I got to know one of my grandmothers when I was an adult, thanks to her living to age 95, and because during the final years of her life I lived only 400 miles away.

Not only did I get to know my grandmother a lot better, from her telling her history, I was able to infer some reasons why my mother was the way she was.

I recently finished Willa Cather's My Antonia. One thing I liked about the book was her reproduction of the speech of that time and place. I recognized a phrase, "batching it," that I had heard my grandmother and her friends use. When I mentioned this to my sister, she didn't recognize the phrase, nor that our grandmother used it.

I consider myself fortunate to have had those adult level conversations with my grandmother.

David Foster said...

The British General Edward Spears (best known as Churchill's personal representative to France during the debacle of 1940) wrote a beautiful description of finding the letters his grandmother wrote when she was young--much younger than he was when he found them in a picnic basket. In his book of essays "the picnic basket."

Donna B. said...

I was fortunate to get to know my grandmother after I grew up. I spent some memorable times at her house before then, but it was my grandfather that sticks out in those memories.

Those memories of my grandfather were of him playing games with me. Many other cousins were there too, but it seemed to me that he always wanted to play with me the most. I thought I was his favorite grandchild -- and he had a lot of grandchildren.

Later, when several of my cousins were talking about grandpa, one of them mentioned being his favorite. Turns out he managed to make us all his favorites.
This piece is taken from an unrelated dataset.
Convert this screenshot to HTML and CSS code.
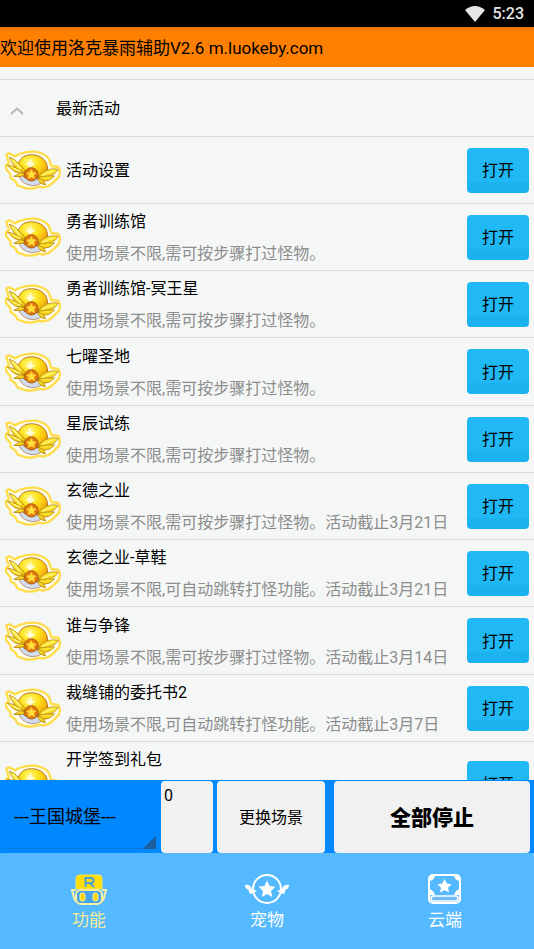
FILE: index.html
```html
<!DOCTYPE html>
<html lang="zh-CN">
<head>
    <meta charset="UTF-8">
    <meta name="viewport" content="width=device-width, initial-scale=1.0">
    <title>洛克暴雨辅助</title>
    <link rel="stylesheet" href="styles.css">
</head>
<body>
    <!-- Shared winged hat icon -->
    <svg class="defs" width="0" height="0" aria-hidden="true">
        <defs>
            <radialGradient id="gold" cx="0.4" cy="0.3" r="0.75">
                <stop offset="0" stop-color="#fff98a"/>
                <stop offset="0.4" stop-color="#ffe21c"/>
                <stop offset="0.75" stop-color="#f8b810"/>
                <stop offset="1" stop-color="#c0780c"/>
            </radialGradient>
            <linearGradient id="feather" x1="0" y1="0" x2="0" y2="1">
                <stop offset="0" stop-color="#fff33a"/>
                <stop offset="1" stop-color="#f0c008"/>
            </linearGradient>
            <symbol id="hat" viewBox="15 30 168 120">
                <path d="M19 44 L28 40 L44 49 L58 42 Q82 34 105 35 Q134 39 147 57 L154 78 L175 81 L180 92 L177 110 L160 127 L146 138 L128 143 L118 140 Q98 149 74 144 L52 136 L46 124 L32 114 L31 102 L18 87 L18 75 L27 70 Z" fill="#fffdf0" stroke="#ffdc48" stroke-width="7" stroke-linejoin="round"/>
                <path d="M55 102 Q62 134 97 137 Q124 136 133 118 L122 106 Z" fill="#d0dcf0" stroke="#a8653c" stroke-width="2"/>
                <path d="M54 90 Q50 65 70 50 Q94 38 121 50 Q146 65 142 92 Q136 111 120 115 Q95 122 72 112 Z" fill="url(#gold)" stroke="#a8641c" stroke-width="2.5"/>
                <path d="M91 55 L95 67 L106 72 L95 77 L91 89 L86 77 L76 72 L86 67 Z" fill="#fffdd8"/>
                <g fill="url(#feather)" stroke="#b07c14" stroke-width="2.2" stroke-linejoin="round">
                    <path d="M78 101 Q60 101 44 95 Q31 86 22 75 Q38 77 52 85 Z"/>
                    <path d="M76 99 Q56 93 44 80 Q33 65 28 51 Q45 57 57 72 Q69 81 74 90 Z"/>
                    <path d="M77 104 Q61 114 41 109 Q52 104 62 98 Z"/>
                    <path d="M116 110 Q122 97 138 91 Q158 83 175 88 Q165 105 142 111 Q126 117 116 110 Z"/>
                    <path d="M116 112 Q138 107 164 108 Q151 123 134 124 Q120 122 116 112 Z"/>
                    <path d="M115 115 Q129 117 137 134 Q122 134 115 122 Z"/>
                </g>
                <path d="M37 60 L62 86 M126 106 L160 93 M41 85 L62 95" stroke="#fff98a" stroke-width="4" fill="none"/>
                <circle cx="94" cy="103" r="20" fill="#e07a12" stroke="#a04c0a" stroke-width="2.5"/>
                <path d="M94 88 L99 97 L109 99 L102 106 L104 116 L94 112 L84 116 L86 106 L79 99 L89 97 Z" fill="#ffe13a" stroke="#ffb52a" stroke-width="2"/>
            </symbol>
        </defs>
    </svg>

    <div class="status-bar">
        <svg class="wifi" viewBox="0 0 20 16" aria-hidden="true"><path d="M0 4 Q10 -4 20 4 L10 16 Z" fill="#e6e6e6"/></svg>
        <span>5:23</span>
    </div>
    <header class="title-bar">欢迎使用洛克暴雨辅助V2.6 m.luokeby.com</header>

    <main class="content">
        <button class="group-header" type="button">
            <svg class="chevron" viewBox="0 0 14 8" aria-hidden="true"><path d="M1 7 L7 1.5 L13 7" fill="none" stroke="#b5b6b6" stroke-width="2"/></svg>
            <span>最新活动</span>
        </button>
        <ul class="list">
            <li class="row">
                <svg class="hat"><use href="#hat"/></svg>
                <div class="info"><div class="name">活动设置</div></div>
                <button class="open" type="button">打开</button>
            </li>
            <li class="row">
                <svg class="hat"><use href="#hat"/></svg>
                <div class="info"><div class="name">勇者训练馆</div><div class="desc">使用场景不限,需可按步骤打过怪物。</div></div>
                <button class="open" type="button">打开</button>
            </li>
            <li class="row">
                <svg class="hat"><use href="#hat"/></svg>
                <div class="info"><div class="name">勇者训练馆-冥王星</div><div class="desc">使用场景不限,需可按步骤打过怪物。</div></div>
                <button class="open" type="button">打开</button>
            </li>
            <li class="row">
                <svg class="hat"><use href="#hat"/></svg>
                <div class="info"><div class="name">七曜圣地</div><div class="desc">使用场景不限,需可按步骤打过怪物。</div></div>
                <button class="open" type="button">打开</button>
            </li>
            <li class="row">
                <svg class="hat"><use href="#hat"/></svg>
                <div class="info"><div class="name">星辰试练</div><div class="desc">使用场景不限,需可按步骤打过怪物。</div></div>
                <button class="open" type="button">打开</button>
            </li>
            <li class="row">
                <svg class="hat"><use href="#hat"/></svg>
                <div class="info"><div class="name">玄德之业</div><div class="desc">使用场景不限,需可按步骤打过怪物。活动截止3月21日</div></div>
                <button class="open" type="button">打开</button>
            </li>
            <li class="row">
                <svg class="hat"><use href="#hat"/></svg>
                <div class="info"><div class="name">玄德之业-草鞋</div><div class="desc">使用场景不限,可自动跳转打怪功能。活动截止3月21日</div></div>
                <button class="open" type="button">打开</button>
            </li>
            <li class="row">
                <svg class="hat"><use href="#hat"/></svg>
                <div class="info"><div class="name">谁与争锋</div><div class="desc">使用场景不限,需可按步骤打过怪物。活动截止3月14日</div></div>
                <button class="open" type="button">打开</button>
            </li>
            <li class="row">
                <svg class="hat"><use href="#hat"/></svg>
                <div class="info"><div class="name">裁缝铺的委托书2</div><div class="desc">使用场景不限,可自动跳转打怪功能。活动截止3月7日</div></div>
                <button class="open" type="button">打开</button>
            </li>
            <li class="row tall">
                <svg class="hat"><use href="#hat"/></svg>
                <div class="info"><div class="name">开学签到礼包</div></div>
                <button class="open" type="button">打开</button>
            </li>
        </ul>
    </main>

    <div class="controls">
        <div class="spinner">
            <select aria-label="场景">
                <option>---王国城堡---</option>
            </select>
        </div>
        <textarea class="count" aria-label="数量">0</textarea>
        <button class="change" type="button">更换场景</button>
        <button class="stop" type="button">全部停止</button>
    </div>

    <nav class="tabs">
        <a href="#" class="tab active">
            <svg class="tab-icon" viewBox="0 0 44 34" aria-hidden="true">
                <path d="M9 17 H5 L7 25 Q8 29 12 29 M35 17 H39 L37 25 Q36 29 32 29" fill="none" stroke="#f3efaa" stroke-width="2"/>
                <path d="M9 16 V5 Q9 2 13 2 H31 Q35 2 35 5 V16 Z" fill="#ffdc0a" stroke="#f8e85a"/>
                <path d="M18.5 14 V5 H23.5 Q26.5 5 26.5 7.5 Q26.5 10 23.5 10 H18.5 M23 10 L27 14" fill="none" stroke="#4a9fd8" stroke-width="2"/>
                <rect x="9" y="17" width="26" height="14" rx="5" fill="#4aa2ea" stroke="#f6efa0" stroke-width="2"/>
                <rect x="13" y="20" width="5" height="8" rx="2" fill="#ffd400" stroke="#f6efa0"/>
                <rect x="26" y="20" width="5" height="8" rx="2" fill="#ffd400" stroke="#f6efa0"/>
            </svg>
            <span>功能</span>
        </a>
        <a href="#" class="tab">
            <svg class="tab-icon" viewBox="0 0 44 34" aria-hidden="true">
                <circle cx="22" cy="16" r="14" fill="none" stroke="#fff" stroke-width="2"/>
                <path d="M22 7.5 L24.5 13 L30.5 13.8 L26 18 L27.2 24 L22 21 L16.8 24 L18 18 L13.5 13.8 L19.5 13 Z" fill="#fff"/>
                <path d="M0 12 Q5 11 7 16 L12 18 L6 21 Q3 20 4 17 Q0 16 0 12 Z M44 12 Q39 11 37 16 L32 18 L38 21 Q41 20 40 17 Q44 16 44 12 Z" fill="#fff"/>
            </svg>
            <span>宠物</span>
        </a>
        <a href="#" class="tab">
            <svg class="tab-icon" viewBox="0 0 44 34" aria-hidden="true">
                <rect x="6" y="2" width="31" height="28" rx="4" fill="none" stroke="#fff" stroke-width="2"/>
                <path d="M7 3 H12 Q11 7 7 8 Z M36 3 H31 Q32 7 36 8 Z M7 22 V16 Q11 18 12 22 Z M36 22 V16 Q32 18 31 22 Z" fill="#fff"/>
                <rect x="8" y="23" width="27" height="5" rx="2.5" fill="#6dbcf5" stroke="#fff" stroke-width="1.5"/>
                <path d="M21.5 6 L23.8 10.5 L28.5 11.2 L25 14.7 L26 19.5 L21.5 17.3 L17 19.5 L18 14.7 L14.5 11.2 L19.2 10.5 Z" fill="#fff"/>
            </svg>
            <span>云端</span>
        </a>
    </nav>
</body>
</html>
```
FILE: styles.css
```css
* {
    box-sizing: border-box;
}
body {
    display: flex;
    flex-direction: column;
    height: 100vh;
    margin: 0;
    background: #f5f7f6;
    color: #000;
    font-family: Roboto, "Noto Sans CJK SC", sans-serif;
    font-size: 16px;
    line-height: 24px;
}
button, select, textarea {
    margin: 0;
    border: none;
    color: inherit;
    font: inherit;
}
button {
    padding: 2px 0 0;
    cursor: pointer;
}
.defs {
    position: absolute;
}

/* Top bars */
.status-bar {
    display: flex;
    flex: none;
    align-items: center;
    justify-content: flex-end;
    gap: 8px;
    height: 27px;
    padding-right: 10px;
    background: #000;
    color: #e6e6e6;
    font-weight: 500;
}
.wifi {
    width: 20px;
    height: 16px;
}
.title-bar {
    flex: none;
    height: 40px;
    background: linear-gradient(#e87400, #ff8000 4px);
    font-size: 17px;
    line-height: 42px;
    white-space: nowrap;
}

/* Activity list */
.content {
    flex: 1;
    min-height: 0;
    padding-top: 12px;
    overflow: hidden;
}
.group-header {
    display: flex;
    align-items: center;
    gap: 32px;
    width: 100%;
    height: 57px;
    padding: 2px 0 0 10px;
    border-top: 1px solid #d9dbda;
    background: none;
}
.chevron {
    width: 14px;
    height: 8px;
    margin-top: 3px;
}
.list {
    margin: 0;
    padding: 0;
    list-style: none;
}
.row {
    display: flex;
    align-items: center;
    gap: 5px;
    height: 67px;
    padding: 0 5px;
    border-top: 1px solid #d9dbda;
}
.row:nth-child(4n) {
    height: 68px;
}
.hat {
    flex: none;
    width: 56px;
    height: 40px;
}
.info {
    display: flex;
    flex: 1;
    flex-direction: column;
    gap: 8px;
    min-width: 0;
    padding-top: 2px;
    white-space: nowrap;
}
.desc {
    color: #8c8d8d;
}
.open {
    flex: none;
    width: 62px;
    height: 45px;
    border-radius: 4px;
    background: linear-gradient(#20b9f5 75%, #1bb3ef 75%);
}
.tall {
    height: 84px;
}
.tall .info {
    align-self: flex-start;
    padding-top: 6px;
}

/* Scene controls */
.controls {
    display: grid;
    flex: none;
    grid-template-columns: 161fr 56fr 117fr 196fr;
    height: 73px;
    padding: 1px 4px 0 0;
    background: #0088ff;
}
.controls button, .count {
    border-radius: 4px;
    background: #f1f1f1;
}
.spinner {
    position: relative;
    margin-right: 4px;
}
.spinner select {
    width: 100%;
    height: 100%;
    padding: 0 14px;
    appearance: none;
    background: none;
    font-size: 18px;
}
.spinner::before {
    content: "";
    position: absolute;
    right: 1px;
    bottom: 4px;
    left: 5px;
    height: 1px;
    background: #0878dc;
}
.spinner::after {
    content: "";
    position: absolute;
    right: 1px;
    bottom: 4px;
    width: 13px;
    height: 13px;
    background: linear-gradient(135deg, transparent 50%, #1c5f9e 50%);
    pointer-events: none;
}
.count {
    min-width: 0;
    margin-right: 4px;
    padding: 3px;
    resize: none;
}
.change {
    margin-right: 9px;
}
.stop {
    font-size: 21px;
    font-weight: 900;
}

/* Bottom tabs */
.tabs {
    display: flex;
    flex: none;
    height: 96px;
    background: #55b9ff;
}
.tab {
    display: flex;
    flex: 1;
    flex-direction: column;
    align-items: center;
    padding-top: 20px;
    color: #fff;
    font-size: 17px;
    text-decoration: none;
}
.tab-icon {
    width: 44px;
    height: 34px;
    margin-bottom: 1px;
}
.tab.active {
    color: #f4ec9c;
}
```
At this point, Granny chuckled and said, "I hate to burst your bubbles, but he'd have rather been inside playing pitch with the rest of us grown-ups, but y'all pestered him so much to play with you. He was your favorite, you never pestered the rest of us.

Of course we all left there that day knowing deep down, we were still his favorite.

I wish he'd lived long enough for me to know better, but he died when I was 16.